— START OF DATA —
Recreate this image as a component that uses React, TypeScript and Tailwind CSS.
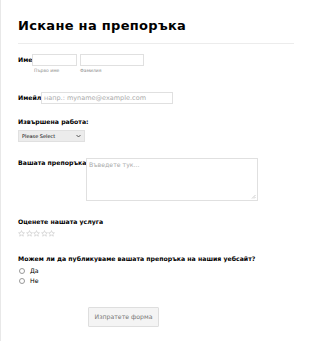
import React from 'react';

const Star = () => (
  <svg width="7" height="7" viewBox="0 0 24 24" className="shrink-0">
    <path d="M12 2l2.9 6.9 7.1.6-5.4 4.7 1.7 7L12 17.5 5.7 21.2l1.7-7L2 9.5l7.1-.6z" fill="none" stroke="#b8b8b8" strokeWidth="1.6" strokeLinejoin="round" />
  </svg>
);

export default function App() {
  return (
    <div className="w-[310px] h-[341px] bg-white border-l border-[#e8e8e8] overflow-hidden font-['DejaVu_Sans',sans-serif] text-black">
      <div className="px-[17px]">
        {/* Header */}
        <h1 className="pt-[17px] text-[13px] leading-[18px] font-bold tracking-[0.3px]">Искане на препоръка</h1>
        <div className="mt-[8px] h-px w-[276px] bg-[#ececec]"></div>

        {/* Име */}
        <div className="mt-[10px] flex items-start">
          <span className="text-[6.2px] font-bold leading-[8px] mt-[2px] w-[14px] whitespace-nowrap">Име</span>
          <div className="flex gap-[3px]">
            <div className="flex flex-col">
              <div className="w-[45px] h-[12px] border border-[#e0e0e0]"></div>
              <span className="text-[4.5px] text-[#888] mt-[2px] ml-[2px] leading-[6px]">Първо име</span>
            </div>
            <div className="flex flex-col">
              <div className="w-[64px] h-[12px] border border-[#e0e0e0]"></div>
              <span className="text-[4.5px] text-[#888] mt-[2px] leading-[6px]">Фамилия</span>
            </div>
          </div>
        </div>

        {/* Имейл */}
        <div className="mt-[18px] flex items-start">
          <span className="text-[6.2px] font-bold leading-[8px] mt-[2px] w-[23px] whitespace-nowrap overflow-visible">Имейл</span>
          <div className="w-[132px] h-[12px] border border-[#e0e0e0] flex items-center px-[2px] text-[6.5px] text-[#aaa] leading-none">напр.: myname@example.com</div>
        </div>

        {/* Извършена работа */}
        <div className="mt-[14px] text-[6.2px] font-bold leading-[8px]">Извършена работа:</div>
        <div className="mt-[4px] w-[67px] h-[12px] bg-[#ececec] border border-[#e0e0e0] flex items-center justify-between px-[3px] text-[5px] leading-none">
          <span>Please Select</span>
          <svg width="5" height="4" viewBox="0 0 10 6"><path d="M1 1l4 4 4-4" fill="none" stroke="#333" strokeWidth="1.6" /></svg>
        </div>

        {/* Вашата препоръка */}
        <div className="mt-[16px] flex items-start">
          <span className="text-[6.2px] font-bold leading-[8px] mt-[1px] w-[68px] whitespace-nowrap">Вашата препоръка</span>
          <div className="relative w-[172px] h-[43px] border border-[#e0e0e0] px-[2px] pt-[1px] text-[6.2px] text-[#aaa] leading-[9px]">
            Въведете тук...
            <svg width="5" height="5" viewBox="0 0 10 10" className="absolute right-[1px] bottom-[1px]"><path d="M9 2L2 9M9 6L6 9" stroke="#999" strokeWidth="1" /></svg>
          </div>
        </div>

        {/* Оценете */}
        <div className="mt-[17px] text-[6.2px] font-bold leading-[8px]">Оценете нашата услуга</div>
        <div className="mt-[4px] flex gap-[0.5px]">
          <Star /><Star /><Star /><Star /><Star />
        </div>

        {/* Radio */}
        <div className="mt-[18px] text-[6.2px] font-bold leading-[8px] whitespace-nowrap">Можем ли да публикуваме вашата препоръка на нашия уебсайт?</div>
        <div className="mt-[3px] flex flex-col gap-[1px] text-[6.2px] leading-[9px]">
          <div className="flex items-center gap-[5px] pl-[1px]">
            <span className="w-[6px] h-[6px] rounded-full border border-[#999]"></span>
            <span>Да</span>
          </div>
          <div className="flex items-center gap-[5px] pl-[1px]">
            <span className="w-[6px] h-[6px] rounded-full border border-[#999]"></span>
            <span>Не</span>
          </div>
        </div>

        {/* Submit */}
        <div className="mt-[22px] ml-[70px] w-[71px] h-[20px] bg-[#f4f4f4] border border-[#dedede] rounded-[1px] flex items-center justify-center text-[6.2px] text-[#777]">
          Изпратете форма
        </div>
      </div>
    </div>
  );
}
— END OF DATA —
**WORK TO BE COMPLETED**. Transcribe the full listing above exactly, with the images removed.

**OUTPUT**.
Recreate this image as a component that uses React, TypeScript and Tailwind CSS.
import React from 'react';

const Star = () => (
  <svg width="7" height="7" viewBox="0 0 24 24" className="shrink-0">
    <path d="M12 2l2.9 6.9 7.1.6-5.4 4.7 1.7 7L12 17.5 5.7 21.2l1.7-7L2 9.5l7.1-.6z" fill="none" stroke="#b8b8b8" strokeWidth="1.6" strokeLinejoin="round" />
  </svg>
);

export default function App() {
  return (
    <div className="w-[310px] h-[341px] bg-white border-l border-[#e8e8e8] overflow-hidden font-['DejaVu_Sans',sans-serif] text-black">
      <div className="px-[17px]">
        {/* Header */}
        <h1 className="pt-[17px] text-[13px] leading-[18px] font-bold tracking-[0.3px]">Искане на препоръка</h1>
        <div className="mt-[8px] h-px w-[276px] bg-[#ececec]"></div>

        {/* Име */}
        <div className="mt-[10px] flex items-start">
          <span className="text-[6.2px] font-bold leading-[8px] mt-[2px] w-[14px] whitespace-nowrap">Име</span>
          <div className="flex gap-[3px]">
            <div className="flex flex-col">
              <div className="w-[45px] h-[12px] border border-[#e0e0e0]"></div>
              <span className="text-[4.5px] text-[#888] mt-[2px] ml-[2px] leading-[6px]">Първо име</span>
            </div>
            <div className="flex flex-col">
              <div className="w-[64px] h-[12px] border border-[#e0e0e0]"></div>
              <span className="text-[4.5px] text-[#888] mt-[2px] leading-[6px]">Фамилия</span>
            </div>
          </div>
        </div>

        {/* Имейл */}
        <div className="mt-[18px] flex items-start">
          <span className="text-[6.2px] font-bold leading-[8px] mt-[2px] w-[23px] whitespace-nowrap overflow-visible">Имейл</span>
          <div className="w-[132px] h-[12px] border border-[#e0e0e0] flex items-center px-[2px] text-[6.5px] text-[#aaa] leading-none">напр.: myname@example.com</div>
        </div>

        {/* Извършена работа */}
        <div className="mt-[14px] text-[6.2px] font-bold leading-[8px]">Извършена работа:</div>
        <div className="mt-[4px] w-[67px] h-[12px] bg-[#ececec] border border-[#e0e0e0] flex items-center justify-between px-[3px] text-[5px] leading-none">
          <span>Please Select</span>
          <svg width="5" height="4" viewBox="0 0 10 6"><path d="M1 1l4 4 4-4" fill="none" stroke="#333" strokeWidth="1.6" /></svg>
        </div>

        {/* Вашата препоръка */}
        <div className="mt-[16px] flex items-start">
          <span className="text-[6.2px] font-bold leading-[8px] mt-[1px] w-[68px] whitespace-nowrap">Вашата препоръка</span>
          <div className="relative w-[172px] h-[43px] border border-[#e0e0e0] px-[2px] pt-[1px] text-[6.2px] text-[#aaa] leading-[9px]">
            Въведете тук...
            <svg width="5" height="5" viewBox="0 0 10 10" className="absolute right-[1px] bottom-[1px]"><path d="M9 2L2 9M9 6L6 9" stroke="#999" strokeWidth="1" /></svg>
          </div>
        </div>

        {/* Оценете */}
        <div className="mt-[17px] text-[6.2px] font-bold leading-[8px]">Оценете нашата услуга</div>
        <div className="mt-[4px] flex gap-[0.5px]">
          <Star /><Star /><Star /><Star /><Star />
        </div>

        {/* Radio */}
        <div className="mt-[18px] text-[6.2px] font-bold leading-[8px] whitespace-nowrap">Можем ли да публикуваме вашата препоръка на нашия уебсайт?</div>
        <div className="mt-[3px] flex flex-col gap-[1px] text-[6.2px] leading-[9px]">
          <div className="flex items-center gap-[5px] pl-[1px]">
            <span className="w-[6px] h-[6px] rounded-full border border-[#999]"></span>
            <span>Да</span>
          </div>
          <div className="flex items-center gap-[5px] pl-[1px]">
            <span className="w-[6px] h-[6px] rounded-full border border-[#999]"></span>
            <span>Не</span>
          </div>
        </div>

        {/* Submit */}
        <div className="mt-[22px] ml-[70px] w-[71px] h-[20px] bg-[#f4f4f4] border border-[#dedede] rounded-[1px] flex items-center justify-center text-[6.2px] text-[#777]">
          Изпратете форма
        </div>
      </div>
    </div>
  );
}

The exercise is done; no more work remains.